The cost of mailing a letter is about to decrease for the first time in nearly 100 years.
The U.S. Postal Service announced this week that several rate reductions will take effect on Sunday, April 10.
The current cost of mailing a letter, 49 cents per ounce, will fall to 47 cents per ounce.
Other rates will also fall:
- Letters weighing more than 1 ounce: 21 cents per additional ounce (down from 22 cents)
- Letters to all international destinations: $1.15 (down from $1.20)
- Postcards: 34 cents (down from 35 cents)
Commercial rates will also decrease.
While this sounds like good news for consumers, the Postal Service says these reductions will cost the independent agency of the federal government $2 billion per year in revenue.

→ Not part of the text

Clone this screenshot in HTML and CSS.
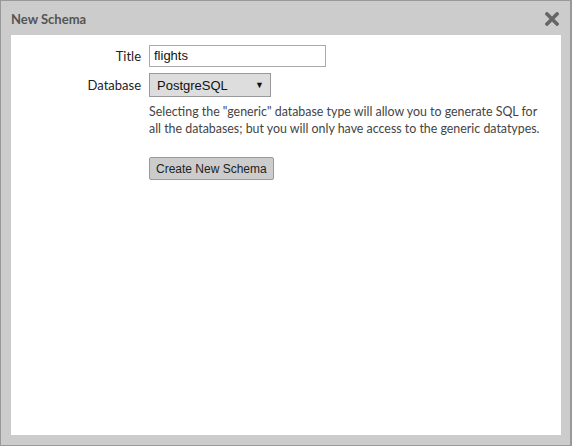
FILE: index.html
```html
<!DOCTYPE html>
<html>
<head>
<meta charset="utf-8">
<link rel="stylesheet" href="styles.css">
</head>
<body>
<div class="dialog">
  <div class="header">
    <span class="title">New Schema</span>
    <svg class="close" width="14" height="14" viewBox="0 0 14 14"><path d="M2 2 L12 12 M12 2 L2 12" stroke="#666" stroke-width="3.6" stroke-linecap="square"/></svg>
  </div>
  <div class="content">
    <div class="form">
      <label class="label">Title</label>
      <div class="field"><div class="input">flights</div></div>
      <label class="label">Database</label>
      <div class="field"><div class="select"><span>PostgreSQL</span><span class="arrow">▼</span></div></div>
      <div></div>
      <p class="help">Selecting the "generic" database type will allow you to generate SQL for all the databases; but you will only have access to the generic datatypes.</p>
      <div></div>
      <div class="field"><button class="btn">Create New Schema</button></div>
    </div>
  </div>
</div>
</body>
</html>
```
FILE: styles.css
```css
html, body { margin: 0; padding: 0; }
body { width: 572px; height: 446px; overflow: hidden; background: #fff; }
.dialog {
  box-sizing: border-box;
  width: 572px; height: 446px;
  background: #cccccc;
  border: 1px solid #999;
  border-right-width: 2px;
  display: flex; flex-direction: column;
  padding: 0 9px 10px 10px;
  font-family: "Source Sans Pro", Lato, "Noto Sans", sans-serif;
}
.header {
  height: 34px;
  display: flex; align-items: center; justify-content: space-between;
}
.title { font-weight: bold; font-size: 13px; color: #555; padding-top: 2px; }
.close { margin-right: 2px; margin-top: 2px; }
.content { flex: 1; background: #fff; padding-top: 10px; }
.form {
  display: grid;
  grid-template-columns: 130px 1fr;
  column-gap: 8px;
  row-gap: 6px;
  align-items: center;
}
.label { text-align: right; font-size: 13px; color: #222; }
.input {
  box-sizing: border-box; width: 177px; height: 22px;
  border: 1px solid #aaa; background: #fff;
  font: 13px "Liberation Sans", Arial, sans-serif; color: #111;
  padding: 0 4px; line-height: 20px;
}
.select {
  box-sizing: border-box; width: 122px; height: 24px;
  border: 1px solid #999; background: #ddd;
  font: 13px "Liberation Sans", Arial, sans-serif; color: #111;
  padding: 0 6px 0 7px;
  display: flex; align-items: center; justify-content: space-between;
}
.arrow { font-size: 9px; }
.help { margin: 0; max-width: 395px; font-size: 12.4px; line-height: 17px; color: #444; padding-top: 0; }
.btn {
  margin-top: 14px;
  box-sizing: border-box; height: 23px; padding: 0 6px;
  border: 1px solid #999; border-radius: 2px; background: #ccc;
  font: 12px "Liberation Sans", Arial, sans-serif; color: #222;
}
```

The Postal Service’s operations are funded by the sale of postage, products and services, according to a news release. The agency does not receive tax dollars for operating expenses.
The reductions, which the press release calls “forced,” mark the end of a temporary surcharge that was granted to help the Postal Service recover financial losses in the wake of the Great Recession. The surcharge started in January 2014 and was due to expire after it generated $4.6 billion in revenue for the Postal Service.
The agency is continuing to seek congressional action to reinstate the surcharge and make it permanent, however.
Megan J. Brennan, postmaster general and chief executive, says in the release:
“To properly compete for customers and continue to meet America’s evolving mailing and shipping needs, the Postal Service needs the financial capability to invest in the future. We continue to seek legislative reforms to put the Postal Service back on a sustainable financial path, and pricing is an important component.”
The last time the postage rate for a 1-ounce letter decreased was on July 1, 1919, when the rate fell from 3 cents to 2 cents, according to Postal Service historical data.